Precari/1 – E’ suonata l’ora dei senza diritti
8 febbraio. A Palazzo Ducale la grande sala del Maggior Consiglio è strapiena, la Regione è lì per presentare il suo piano di graduale stabilizzazione del lavoro precario e per raccogliere consensi: nei prossimi tre anni, attraverso il metodo dei concorsi con riserva di posti, 1000 lavoratori verranno assunti in pianta stabile da Regione, Arpal, Datasiel. L’evento è pilotato da una attenta regia. La sala è divisa in aree: qui i precari della Regione, lì quelli di Arpal, in quell’altra zona quelli di Datasiel, a destra la sanità, a sinistra gli Ircs Gaslini ed Ist che per il momento non sono inclusi nel processo. Vietato sedersi nei posti sbagliati.

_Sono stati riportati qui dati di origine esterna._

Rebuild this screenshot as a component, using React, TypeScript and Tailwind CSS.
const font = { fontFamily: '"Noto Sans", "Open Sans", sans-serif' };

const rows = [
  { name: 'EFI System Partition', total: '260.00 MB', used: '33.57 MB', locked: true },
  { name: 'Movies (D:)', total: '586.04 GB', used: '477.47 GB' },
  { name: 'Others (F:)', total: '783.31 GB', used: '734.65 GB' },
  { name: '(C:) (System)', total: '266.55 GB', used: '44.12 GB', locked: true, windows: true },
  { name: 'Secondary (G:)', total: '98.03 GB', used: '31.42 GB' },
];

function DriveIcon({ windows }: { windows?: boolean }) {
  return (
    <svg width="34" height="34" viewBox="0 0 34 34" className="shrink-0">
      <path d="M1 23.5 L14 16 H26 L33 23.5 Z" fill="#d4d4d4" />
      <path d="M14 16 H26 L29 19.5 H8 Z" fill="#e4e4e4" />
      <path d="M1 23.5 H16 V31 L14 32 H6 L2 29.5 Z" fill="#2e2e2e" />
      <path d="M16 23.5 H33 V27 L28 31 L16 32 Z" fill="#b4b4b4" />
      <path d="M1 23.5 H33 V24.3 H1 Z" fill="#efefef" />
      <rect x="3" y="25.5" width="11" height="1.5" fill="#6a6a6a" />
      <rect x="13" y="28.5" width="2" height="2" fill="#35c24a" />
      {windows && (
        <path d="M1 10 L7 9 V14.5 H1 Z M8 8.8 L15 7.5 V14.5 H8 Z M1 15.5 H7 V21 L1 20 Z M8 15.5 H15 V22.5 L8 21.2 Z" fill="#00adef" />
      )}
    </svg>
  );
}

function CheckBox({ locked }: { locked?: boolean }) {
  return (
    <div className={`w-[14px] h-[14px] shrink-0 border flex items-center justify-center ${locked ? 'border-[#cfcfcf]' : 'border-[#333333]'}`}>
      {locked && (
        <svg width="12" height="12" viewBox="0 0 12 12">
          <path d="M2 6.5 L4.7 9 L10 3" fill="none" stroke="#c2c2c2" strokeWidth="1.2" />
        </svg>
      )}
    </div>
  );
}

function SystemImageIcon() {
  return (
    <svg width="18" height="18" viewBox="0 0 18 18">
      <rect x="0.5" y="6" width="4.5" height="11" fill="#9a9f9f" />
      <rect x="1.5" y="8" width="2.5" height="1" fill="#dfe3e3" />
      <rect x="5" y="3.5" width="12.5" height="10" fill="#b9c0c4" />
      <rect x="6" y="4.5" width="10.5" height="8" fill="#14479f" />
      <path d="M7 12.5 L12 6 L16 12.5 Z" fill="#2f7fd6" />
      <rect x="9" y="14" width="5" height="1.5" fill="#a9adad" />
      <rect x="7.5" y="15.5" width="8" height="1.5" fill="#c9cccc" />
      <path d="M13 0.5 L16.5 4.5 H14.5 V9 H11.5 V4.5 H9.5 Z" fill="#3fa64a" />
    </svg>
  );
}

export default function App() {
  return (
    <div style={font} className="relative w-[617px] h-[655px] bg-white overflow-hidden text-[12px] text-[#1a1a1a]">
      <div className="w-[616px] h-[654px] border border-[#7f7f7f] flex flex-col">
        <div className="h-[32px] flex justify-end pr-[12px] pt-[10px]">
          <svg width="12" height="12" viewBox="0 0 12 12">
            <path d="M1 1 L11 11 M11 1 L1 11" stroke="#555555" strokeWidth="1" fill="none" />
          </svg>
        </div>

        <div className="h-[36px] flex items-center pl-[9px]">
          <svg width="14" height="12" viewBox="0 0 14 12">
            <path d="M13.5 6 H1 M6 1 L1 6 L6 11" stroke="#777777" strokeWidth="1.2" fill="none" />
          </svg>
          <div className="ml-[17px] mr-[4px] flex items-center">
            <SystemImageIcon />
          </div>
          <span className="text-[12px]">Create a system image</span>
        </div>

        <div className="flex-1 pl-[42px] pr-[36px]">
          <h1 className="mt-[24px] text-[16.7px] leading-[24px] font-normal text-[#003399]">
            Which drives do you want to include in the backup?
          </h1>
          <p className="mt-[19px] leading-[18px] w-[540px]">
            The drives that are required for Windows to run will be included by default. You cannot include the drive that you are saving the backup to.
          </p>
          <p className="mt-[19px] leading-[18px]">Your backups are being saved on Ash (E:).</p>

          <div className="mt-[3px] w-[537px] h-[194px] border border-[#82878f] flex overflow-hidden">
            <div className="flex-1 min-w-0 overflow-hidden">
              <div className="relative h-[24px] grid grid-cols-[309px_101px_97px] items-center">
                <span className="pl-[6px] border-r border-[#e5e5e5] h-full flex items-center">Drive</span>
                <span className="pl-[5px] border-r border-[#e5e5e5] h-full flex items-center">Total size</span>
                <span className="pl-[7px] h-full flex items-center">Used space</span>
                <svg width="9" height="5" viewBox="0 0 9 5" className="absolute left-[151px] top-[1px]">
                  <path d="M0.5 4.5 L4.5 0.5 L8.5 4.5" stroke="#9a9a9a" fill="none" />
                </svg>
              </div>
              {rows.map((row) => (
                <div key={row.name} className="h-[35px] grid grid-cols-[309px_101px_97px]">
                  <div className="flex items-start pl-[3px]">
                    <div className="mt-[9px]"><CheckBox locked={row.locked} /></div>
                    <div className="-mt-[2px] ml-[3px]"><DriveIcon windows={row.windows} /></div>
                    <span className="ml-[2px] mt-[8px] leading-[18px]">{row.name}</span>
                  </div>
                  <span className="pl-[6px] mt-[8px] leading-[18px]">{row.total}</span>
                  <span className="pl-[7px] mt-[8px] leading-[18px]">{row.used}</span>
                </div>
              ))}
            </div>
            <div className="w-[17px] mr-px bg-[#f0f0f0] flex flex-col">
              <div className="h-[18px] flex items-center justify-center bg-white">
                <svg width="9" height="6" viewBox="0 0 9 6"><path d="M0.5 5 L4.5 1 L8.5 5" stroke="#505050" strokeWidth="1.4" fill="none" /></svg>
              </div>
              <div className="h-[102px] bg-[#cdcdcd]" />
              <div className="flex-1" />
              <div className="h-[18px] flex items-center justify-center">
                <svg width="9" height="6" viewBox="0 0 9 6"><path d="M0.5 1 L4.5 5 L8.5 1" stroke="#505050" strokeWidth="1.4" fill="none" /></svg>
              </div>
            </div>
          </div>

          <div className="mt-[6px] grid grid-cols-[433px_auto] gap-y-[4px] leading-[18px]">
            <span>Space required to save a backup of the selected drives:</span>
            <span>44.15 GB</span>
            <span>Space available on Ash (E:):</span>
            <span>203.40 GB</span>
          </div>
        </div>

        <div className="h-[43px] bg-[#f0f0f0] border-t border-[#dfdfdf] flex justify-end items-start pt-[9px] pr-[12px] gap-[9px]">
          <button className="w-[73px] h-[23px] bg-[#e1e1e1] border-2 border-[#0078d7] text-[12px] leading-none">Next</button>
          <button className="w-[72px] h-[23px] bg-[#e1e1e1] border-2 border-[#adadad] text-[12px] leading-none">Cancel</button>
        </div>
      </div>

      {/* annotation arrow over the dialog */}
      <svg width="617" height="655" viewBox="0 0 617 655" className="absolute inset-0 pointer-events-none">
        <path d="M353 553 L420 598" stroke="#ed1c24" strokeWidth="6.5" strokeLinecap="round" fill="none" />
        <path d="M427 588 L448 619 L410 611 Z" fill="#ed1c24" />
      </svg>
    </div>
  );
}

Si sa che, oltre ai brevi interventi degli oratori ufficiali, parleranno una quindicina di lavoratori “espressi” dalle varie aree di appartenenza, ma non viene detto con quali modalità è avvenuta questa selezione. I primi tre interventi fanno sorgere il cattivo pensiero che l’attenta regia abbia operato anche su questo fronte, tanto che quando la quarta precaria dice “sarò un po’ più polemica dei colleghi che mi hanno preceduto” viene sommersa dagli applausi. Burlando non si scompone affatto e conferma in pieno il precedente cattivo pensiero, dicendo con paternalistica serenità “mi ero raccomandato con i ragazzi (?) di non fare una assemblea proprio celebrativa”.

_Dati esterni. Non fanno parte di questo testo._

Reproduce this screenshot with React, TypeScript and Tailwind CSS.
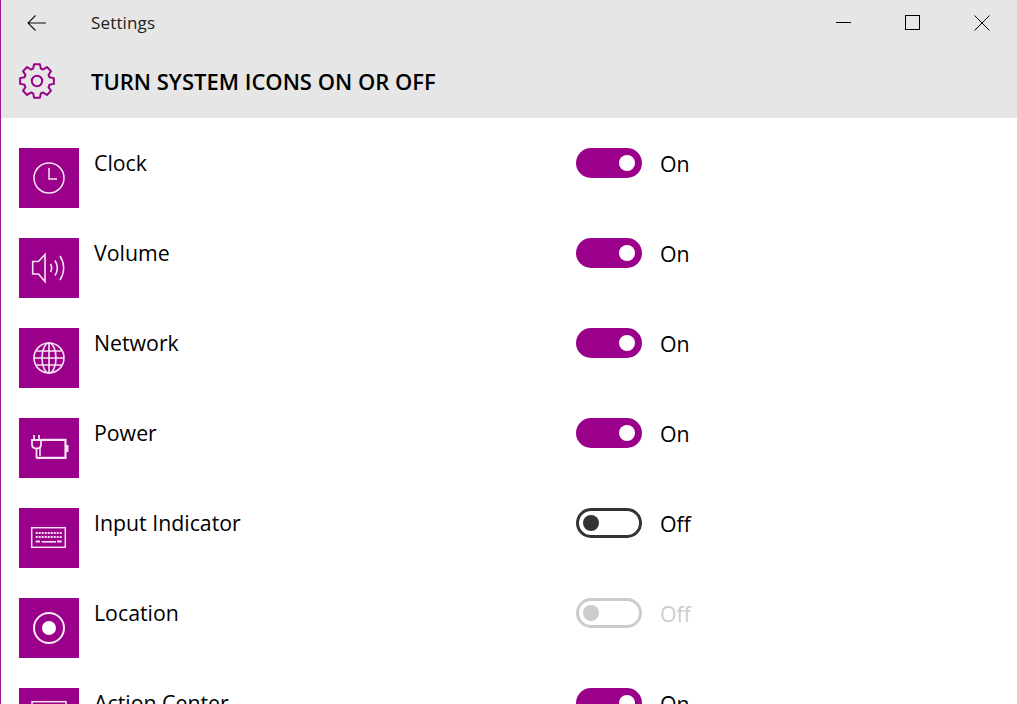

Però, attenta regia o meno, il fatto oggettivo resta: la Regione Liguria affronta il problema del precariato partendo da sé, e nel corso della mattinata si sviluppa un dibattito vero animato da Floris, quello di Ballarò, che cerca di far venire alla luce le ragioni, i costi e i benefici di tutta l’operazione e chiede: “Chi sono questi precari? Che cosa ci guadagna ora la Regione a stabilizzarli? Cosa ci guadagnava prima ad averli come precari?” Sul “chi sono” risponde l’assessore Pittaluga: l’età media è 40 anni, per il 49% sono donne, il 50% è laureato. I perché queste persone siano lì da anni sotto forma precaria vengono esplicitati da più voci: è stato un modo per aggirare il blocco delle assunzioni, un sistema per utilizzare i fondi dei progetti comunitari anche per coprire – impropriamente – l’attività ordinaria dei vari enti, uno strumento per gestire delle clientele.
Per spiegare cosa ci guadagni ora la Regione nel fare questa operazione Pittaluga dà una motivazione “politicamente corretta” dicendo che “ora le persone investiranno di più nel loro lavoro”; Burlando invece risponde con una parziale autocritica: “La precarietà l’abbiamo voluta anche noi, lo scopo era aumentare la competitività, ma questo non è avvenuto, e ora bisogna cambiare”. Nessuno fa riferimento a una contropartita pure importante: la capitalizzazione di consenso politico.